Engineered nitrogen-doped hollow carbon nanospheres adhered by carbon nanotubes for capacitive potassium-ion storage

The CNTs-NHCSs consist of externally connected nitrogen-doped hollow carbon spheres, which provide accommodation space for potassium ions and buffer the volume expansion caused by K + insertion via its inner cavity, and graphitized structure of CNTs acts as skeleton for facilitating electron transport synergistically. The unique designed structure plays a critical role in enhancing the electrochemical performance of the CNTs-NHCSs electrode. • Hollow carbon spheres interconnected by carbon nanotube were engineered via a facile esterification reaction. • The introduction of carbon nanotube enhances rate capability of the CNTs-NHCSs electrode. • The potassium storage mechanism of CNTs-NHCSs is discussed. Hollow carbon materials are promising candidates when evaluated as anode for potassium ion batteries (PIBs) due to high capacity, available pore structure, excellent surface properties and unique structural for buffering the destructive volume expansion. However, the unsatisfactory electrical conductivity and structural stability caused by amorphous carbon structure hinder its further practical application of accommodating potassium ions. Herein, nitrogen-doped hollow carbon nanospheres (NHCSs) are synthesized by using acetone discriminatively dissolving the interior part of 3-aminophenol-formaldehyde resin nanospheres and then interconnected with carbon nanotubes (CNTs) to prepare the CNTs-NHCSs composite as advanced anode for PIBs.
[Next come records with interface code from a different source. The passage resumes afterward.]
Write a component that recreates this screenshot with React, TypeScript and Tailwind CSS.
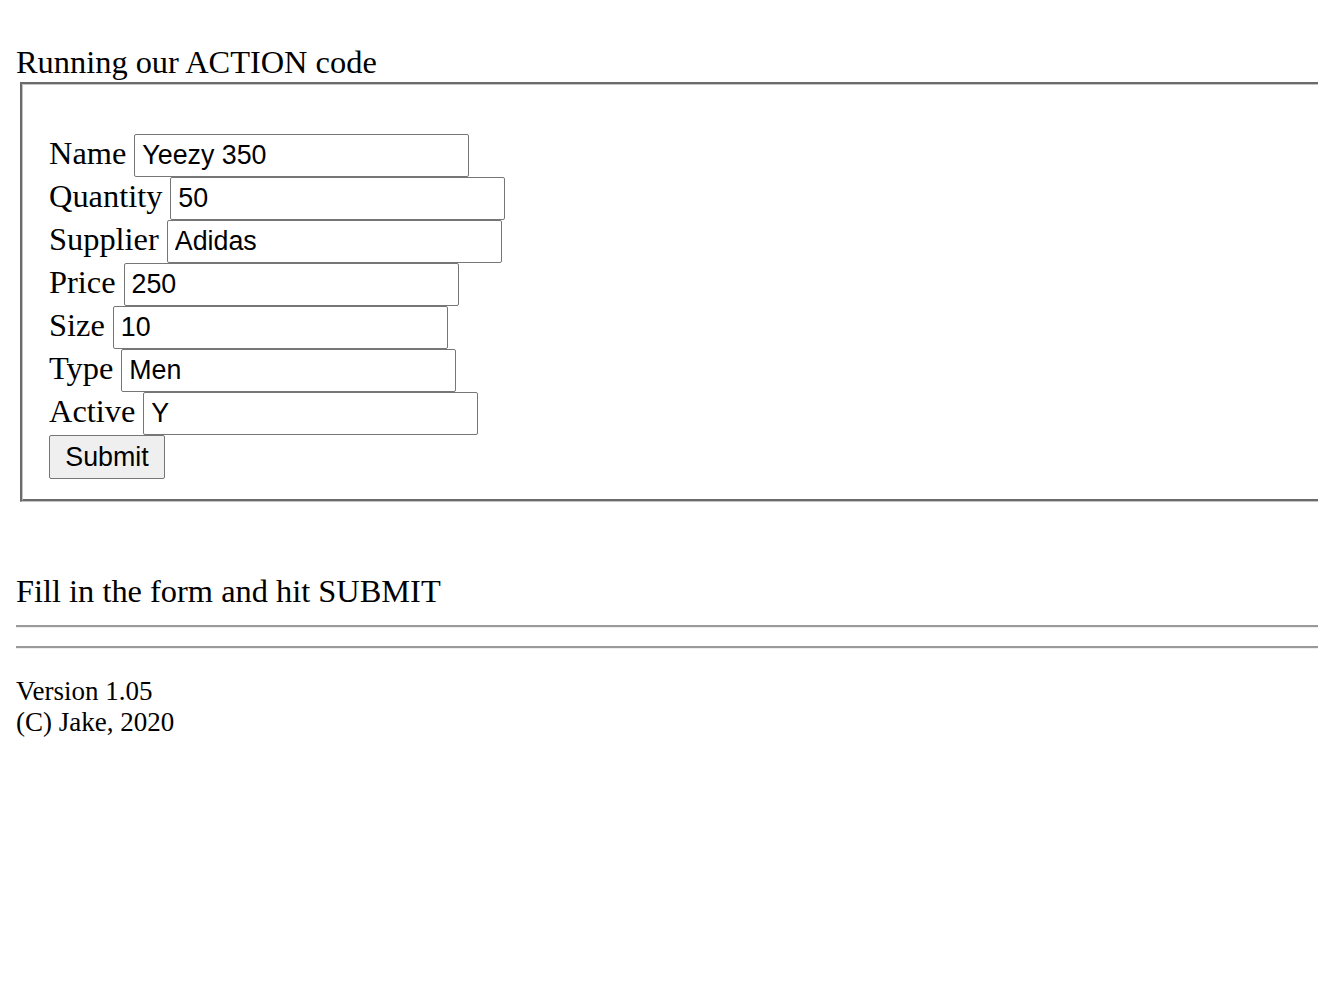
import React from "react";

const rows: { label: string; value: string }[] = [
  { label: "Name", value: "Yeezy 350" },
  { label: "Quantity", value: "50" },
  { label: "Supplier", value: "Adidas" },
  { label: "Price", value: "250" },
  { label: "Size", value: "10" },
  { label: "Type", value: "Men" },
  { label: "Active", value: "Y" },
];

export default function App() {
  return (
    <div className="w-full min-h-[996px] overflow-hidden bg-white">
      <div className="w-[1400px] pl-4 font-['Liberation_Serif',_'Times_New_Roman',_serif] text-[32.4px] text-black">
        <div className="pt-[44px] leading-[37px]">Running our ACTION code</div>
        <div className="mt-[1px] ml-[4px] border-t-2 border-l-2 border-b border-r border-t-[#6b6b6b] border-l-[#6b6b6b] border-b-[#c4c4c4] border-r-[#c4c4c4]">
          <div className="border-t border-l border-b-2 border-r-2 border-t-[#c4c4c4] border-l-[#c4c4c4] border-b-[#6b6b6b] border-r-[#6b6b6b] pt-[49px] pb-[20px] pl-[26px]">
            {rows.map((r) => (
              <div key={r.label} className="flex items-baseline gap-[8px] h-[43px] leading-[37px]">
                <span>{r.label}</span>
                <input
                  type="text"
                  defaultValue={r.value}
                  className="w-[335px] h-[43px] border border-[#767676] rounded-[2px] px-[7px] bg-white text-black font-['Liberation_Sans',_Arial,_sans-serif] text-[26.8px] outline-none"
                />
              </div>
            ))}
            <button
              type="button"
              className="block w-[116px] h-[44px] bg-[#efefef] border border-[#767676] rounded-[2px] text-black font-['Liberation_Sans',_Arial,_sans-serif] text-[26.8px] leading-none"
            >
              Submit
            </button>
          </div>
        </div>
        <div className="mt-[71px] leading-[37px]">Fill in the form and hit SUBMIT</div>
        <div className="mt-[15px] border-t-2 border-t-[#9a9a9a] border-b border-b-[#eeeeee]" />
        <div className="mt-[18px] border-t-2 border-t-[#9a9a9a] border-b border-b-[#eeeeee]" />
        <div className="mt-[27px] text-[27px] leading-[30.5px]">
          <div>Version 1.05</div>
          <div>(C) Jake, 2020</div>
        </div>
      </div>
    </div>
  );
}
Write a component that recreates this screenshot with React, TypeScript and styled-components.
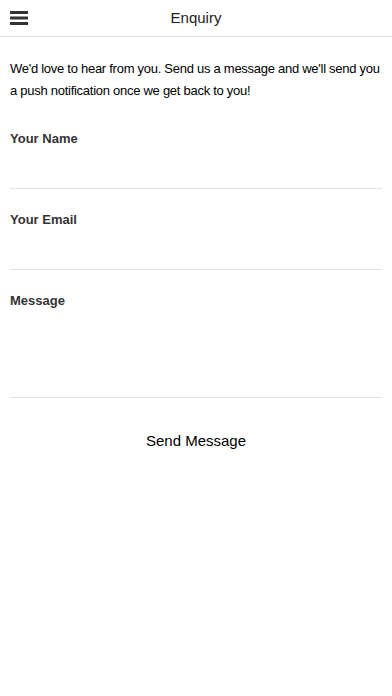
import React from 'react';
import styled, { createGlobalStyle } from 'styled-components';

const GlobalStyle = createGlobalStyle`
  html, body {
    margin: 0;
    padding: 0;
    background: #ffffff;
    font-family: "Liberation Sans", Arial, sans-serif;
  }
`;

const fields = [
  { label: 'Your Name', height: 41, first: true },
  { label: 'Your Email', height: 41, first: false },
  { label: 'Message', height: 88, first: false },
];

const App: React.FC = () => {
  return (
    <>
      <GlobalStyle />
      <Page>
        <Header>
          <MenuButton aria-label="Menu">
            <svg width="18" height="14" viewBox="0 0 18 14">
              <rect x="0" y="0" width="18" height="3" fill="#333" />
              <rect x="0" y="5.5" width="18" height="3" fill="#333" />
              <rect x="0" y="11" width="18" height="3" fill="#333" />
            </svg>
          </MenuButton>
          <Title>Enquiry</Title>
        </Header>
        <Content>
          <Intro>
            We'd love to hear from you. Send us a message and we'll send you a push notification once we get
            back to you!
          </Intro>
          {fields.map((f) => (
            <Field key={f.label} first={f.first}>
              <Label>{f.label}</Label>
              <InputArea fieldHeight={f.height} />
            </Field>
          ))}
          <SendButton>Send Message</SendButton>
        </Content>
      </Page>
    </>
  );
};

const Page = styled.div`
  width: 392px;
  min-height: 696px;
  background: #fff;
`;

const Header = styled.div`
  position: relative;
  height: 37px;
  border-bottom: 1px solid #e2e2e2;
  display: flex;
  align-items: center;
  justify-content: center;
  box-sizing: border-box;
  padding-bottom: 2px;
`;

const MenuButton = styled.div`
  position: absolute;
  left: 10px;
  top: 11px;
  width: 18px;
  height: 14px;
  display: flex;
`;

const Title = styled.div`
  font-size: 15px;
  color: #222;
`;

const Content = styled.div`
  padding: 0 10px;
`;

const Intro = styled.p`
  margin: 21px 0 0;
  font-size: 13px;
  letter-spacing: -0.27px;
  line-height: 22px;
  color: #000;
`;

const Field = styled.div<{ first: boolean }>`
  display: flex;
  flex-direction: column;
  border-bottom: 1px solid #e2e2e2;
  padding-top: ${(p) => (p.first ? 28 : 22)}px;
`;

const Label = styled.div`
  font-size: 13px;
  font-weight: bold;
  color: #333;
  line-height: 17px;
`;

const InputArea = styled.div<{ fieldHeight: number }>`
  height: ${(p) => p.fieldHeight}px;
`;

const SendButton = styled.div`
  margin-top: 34px;
  text-align: center;
  font-size: 15px;
  line-height: 17px;
  color: #000;
`;

export default App;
Owing to the long-range order graphitized structure introduced by CNTs and unique cavity structure provided by NHCSs, the integrity of the connection between NHCSs and CNTs can be confirmed to boost electron transport and buffer volume changing synergistically. Accordingly, the CNTs-NHCSs electrode delivers high reversible capacity of 228 and 165.2 mAh g −1 over 100 cycles at 100 mA g −1 and 1000 cycles at 1000 mA g −1 respectively, indicating superior reversible potassium storage capacity and excellent rate capability. The successful construction of advanced CNTs-NHCSs composite in this work provides a new avenue in structural design and function optimization for the development of PIBs electrode materials.